This piece originally appeared in eJewish Philanthropy on August 22nd, 2016.
Last November, one of our major donors at the Jewish Federation of Cincinnati said he was looking for a more engaged way to give to Jewish causes that mattered to him. We’d heard this before, and so we decided try something new: a giving circle.
At the Jewish Federation of Cincinnati, where the annual campaign is prime, we are very cautious about if, when and how we introduce new philanthropic messages. We have systems in place to educate, engage, connect, cultivate and steward potential and current donors. And we do all of this pretty well. Yet even the best fundraising organizations need to constantly innovate to tap the tremendous potential of new ideas, in an ever-changing philanthropic and economic landscape.
With both our donors and organizational growth in mind, six months ago we began the process of creating our giving circle as a philanthropic vehicle to better engage major donors. A giving circle is a community of friends, family or co-workers who join together to give in a meaningful way that benefits the nonprofit world. We just completed our first year, raising $80,000 and allocating all of these dollars to support innovation in Cincinnati’s Jewish community.
Here is what we’ve learned so far about giving circles as a philanthropic vehicle:
It’s a team effort–Our CEO, Chief Development Officer, other fundraising professionals and marketing colleagues were all invested, and understood that we might fail. We developed a comprehensive marketing strategy that branded this giving circle as the Jewish Innovation Funds, and offered local organizations, national nonprofits, and individuals the opportunity to apply for funding to address a Cincinnati Jewish community need in an innovative and entrepreneurial way. We had the people and resources in place.
Credibility and structure–In fundraising projects like this, stakeholders want to know that there are resources to ensure success.
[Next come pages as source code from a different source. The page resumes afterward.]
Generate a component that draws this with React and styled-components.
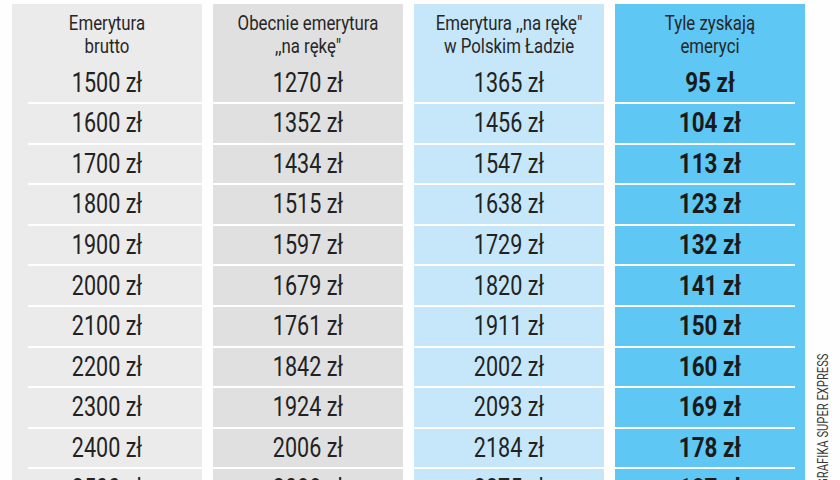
import React from "react";
import styled, { createGlobalStyle } from "styled-components";

const Global = createGlobalStyle`
  html, body {
    margin: 0;
    padding: 0;
    background: #fefefe;
    overflow: hidden;
  }
  body {
    font-family: Roboto, "Liberation Sans", sans-serif;
    color: #222;
  }
`;

const Page = styled.div`
  box-sizing: border-box;
  width: 840px;
  height: 480px;
  overflow: hidden;
  display: flex;
  align-items: flex-start;
  padding: 4px 0 0 12px;
`;

const Table = styled.div`
  display: grid;
  grid-template-columns: repeat(4, 190px);
  column-gap: 11px;
`;

const Column = styled.div`
  display: flex;
  flex-direction: column;
  background: ${(p) => p.$bg};
`;

const Header = styled.div`
  box-sizing: border-box;
  height: 59.4px;
  padding-top: 8px;
  text-align: center;
`;

const HeaderLine = styled.span`
  display: block;
  font-size: 20px;
  line-height: 23px;
  color: #262626;
  transform: scaleX(0.84);
`;

const Divider = styled.div`
  height: 2px;
  background: #ffffff;
  margin: 0 ${(p) => p.$right}px 0 ${(p) => p.$left}px;
`;

const Cell = styled.div`
  height: 38.6px;
  display: flex;
  align-items: center;
  justify-content: center;
`;

const Value = styled.span`
  display: block;
  width: 100%;
  text-align: center;
  font-size: 28px;
  line-height: 32px;
  font-weight: ${(p) => (p.$bold ? 700 : 400)};
  color: ${(p) => (p.$bold ? "#1a1a1a" : "#222")};
  transform: scaleX(${(p) => (p.$bold ? 0.8 : 0.77)});
`;

const Credit = styled.div`
  align-self: flex-end;
  margin: 0 0 -22px 11px;
  writing-mode: vertical-rl;
  transform: rotate(180deg) scaleY(0.8);
  font-size: 14px;
  line-height: 14px;
  color: #3a3a3a;
  white-space: nowrap;
`;

const rows = [
  ["1500 zł", "1270 zł", "1365 zł", "95 zł"],
  ["1600 zł", "1352 zł", "1456 zł", "104 zł"],
  ["1700 zł", "1434 zł", "1547 zł", "113 zł"],
  ["1800 zł", "1515 zł", "1638 zł", "123 zł"],
  ["1900 zł", "1597 zł", "1729 zł", "132 zł"],
  ["2000 zł", "1679 zł", "1820 zł", "141 zł"],
  ["2100 zł", "1761 zł", "1911 zł", "150 zł"],
  ["2200 zł", "1842 zł", "2002 zł", "160 zł"],
  ["2300 zł", "1924 zł", "2093 zł", "169 zł"],
  ["2400 zł", "2006 zł", "2184 zł", "178 zł"],
  ["2500 zł", "2088 zł", "2275 zł", "187 zł"],
];

const columns = [
  { header: ["Emerytura", "brutto"], bg: "#ebebeb", left: 16, right: 0 },
  { header: ["Obecnie emerytura", ",,na rękę\""], bg: "#e0e0e0", left: 0, right: 0 },
  { header: ["Emerytura ,,na rękę\"", "w Polskim Ładzie"], bg: "#c6e7fa", left: 0, right: 0 },
  { header: ["Tyle zyskają", "emeryci"], bg: "#5ec7f3", left: 0, right: 10, bold: true },
];

export default function App() {
  return (
    <>
      <Global />
      <Page>
        <Table>
          {columns.map((col, ci) => (
            <Column key={ci} $bg={col.bg}>
              <Header>
                {col.header.map((line) => (
                  <HeaderLine key={line}>{line}</HeaderLine>
                ))}
              </Header>
              {rows.map((row, ri) => (
                <React.Fragment key={ri}>
                  {ri > 0 && <Divider $left={col.left} $right={col.right} />}
                  <Cell>
                    <Value $bold={col.bold}>{row[ci]}</Value>
                  </Cell>
                </React.Fragment>
              ))}
            </Column>
          ))}
        </Table>
        <Credit>GRAFIKA SUPER EXPRESS</Credit>
      </Page>
    </>
  );
}
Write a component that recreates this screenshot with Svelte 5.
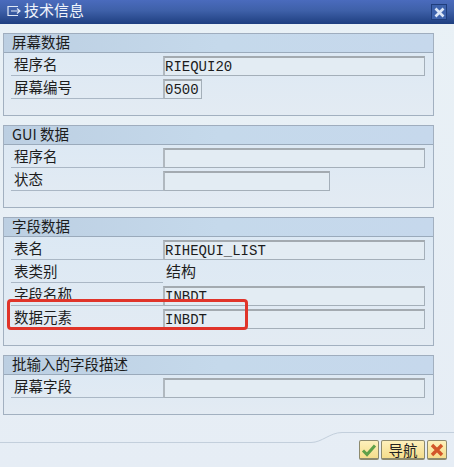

We were able to launch our giving circle because we partnered with Amplifier, a worldwide network of giving circles inspired by Jewish values, which provided us with support and enhanced the credibility of our project.
Meeting donors where they are–Giving circles are a great way to engage people who aren’t yet involved, or want to be involved, but don’t see a fit in your current structure.
Having the right people around the table–It’s important to have lay leaders in place who appreciate and understand the larger vision and mission of your organization, and who can identify and recruit like-minded people to be part of the circle.
Expectations–From the beginning we were open with giving circle members regarding the financial and time commitment, communication, and what they could expect from the professional team. We created space throughout for feedback.
Discussions and group dynamics–Our giving circle met three times–once to discuss their vision for funding, a second time to narrow down the proposals, and once more to meet the finalists and make the funding decisions. We facilitated robust conversations on personal values, Judaism, community needs, project feasibility and impact. Tremendous time went into discussing the details and format for our meetings, which created open and honest discussions and learning opportunities.
Embrace the opportunities–29 ideas were submitted, and we offered feedback to everyone, including many organizations, projects, and individuals who were not awarded funding. We also made introductions for some, and guided others to alternative funding.
Fostering innovation is more complicated than we thought–Even with a widely publicized request for proposals, we were surprised by the relatively small number of applications. We learned that it is difficult for individuals to secure a fiscal sponsor, which is required legally for tax-exempt nonprofit funding.
Follow-up–We have sent out a survey and will have another group gathering to evaluate our effort. We will also regularly update and engage funders on the successes and failures of the programs they are funding to give them a full picture of their investment.
We learned that when done right, just as with the more typical Federation experiences, giving circles can be extremely powerful due to:
1) Collective Action–together we can do more than we could alone;
2) Education–donors learn about the community and initiatives;
3) Engagement–group discussions on personal meaning, values, and debating are inherently Jewish and can be extremely powerful; and
4) Impact–funding is an extremely effective catalyst for change when granted in a smart way.
We are in the process of deciding where to go from here. We want to determine whether the time invested in this initiative will truly help these donors engage further with the Federation, one another, and the community. If we continue to enhance the role of giving circles, we will need to make sure there is a strong connection and pipeline for involvement to ensure long-term support for the Jewish Federation and our community.
Remember our initial donor who wanted a new way to give? He recently told me, “This giving circle experience was great. I loved the group discussions and the giving circle model is well suited to support local innovative programs. I am looking forward to seeing the impact in our community.” He is more engaged than he’s ever been, already pushing for another year of funding, and several of his giving circle friends are ready to join him.
Ariel Weiss is the Grants Funding Manager at the Jewish Federation of Cincinnati.